You’re riding high, having survived the interview process, made it through orientation, and settled into a routine at your new job. It comes as a surprise to some new to the ranks of the professional working world that it takes more than showing up everyday to get recognized and offered opportunities to expand your career. Talent alone won’t help you keep a job or move up the corporate ladder. Use these guidelines to prevent disappointments down the road, either in the form of a pink slip or getting passed over for promotion.
1. Be a professional at all times.
You spend a lot of time at the office, but don’t fall into the trap of spending too much time chit-chatting with your co-workers. The office gossip or resident comedian rarely become the office star. You need to strike a balance between friendly relationships and business relationships. In addition, be cautious about revealing too much personal information; this even extends to your participation in social networking websites. It’s true that what you do on your own time doesn’t necessarily impact your employer, but your employer may judge your overall character and reliability based on information gleaned from your personal life.
2. Stay informed.
You need to keep up with what’s going on in your company and in the industry. Read company newsletters and e-mails. Take a few minutes to read the business section of the local newspaper. Ask your boss if they subscribe to any industry specific publications that you can read. Valuable employees are the ones who keep their fingers on the pulse of the business. A key benefit to staying informed is that you are better prepared than less informed co-workers when changes take place and new tasks are assigned.
3. Work like you’re working for yourself.

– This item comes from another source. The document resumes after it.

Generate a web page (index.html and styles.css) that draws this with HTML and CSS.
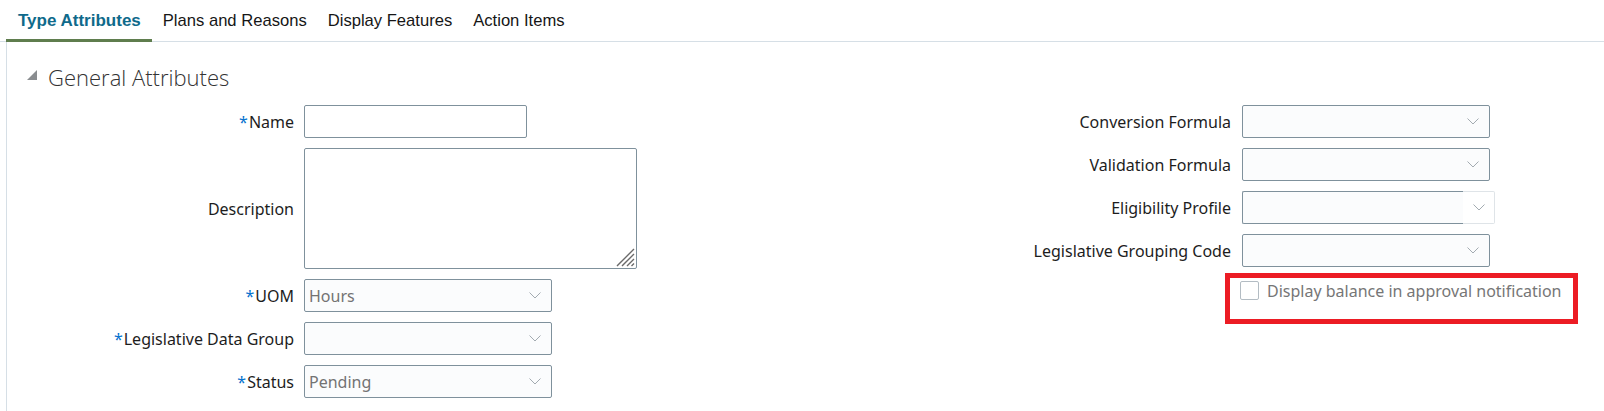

Approach your job as if each task was contributing to your own personal bottom line. It’s a big mistake to think that your work really doesn’t matter. If the job didn’t need to be done, why would your employer pay you to do it? Recognize that your performance can either help or hurt the company’s bottom line. If this was your company what kind of job would you do each day? Employees who make positive contributions have the most success.
4. Give the job your full attention.
It may sound cliché, but take pride in your work. Pay attention to the details of each assignment. Something as simple as a misplaced decimal can have ominous consequences: 250.00 is just not the same as 2500.00. Find ways to reduce distractions, whether they come from co-workers or events occurring outside work. It really doesn’t matter whether you work in the copy room or as a junior accountant; giving 100% to the job grabs management’s attention.
5. Keep records of your accomplishments and failures.
Every employee should keep a planner or other type of log of their workday. You can do it on paper or in the computer (just back it up). You want to be sure to record important projects or assignments you worked on. Include the results, good and bad. You can use this record when it comes time for your review with your boss. Don’t expect management to remember what you’ve accomplished over the last year. With this written record you can point out your accomplishments and areas that you would like more training in. It provides a means for you to show how your skills and talents benefit the company.
Employers are willing to invest time and money into training and grooming the most outstanding of their employees—take the five steps outlined above to help create a bright future for your career.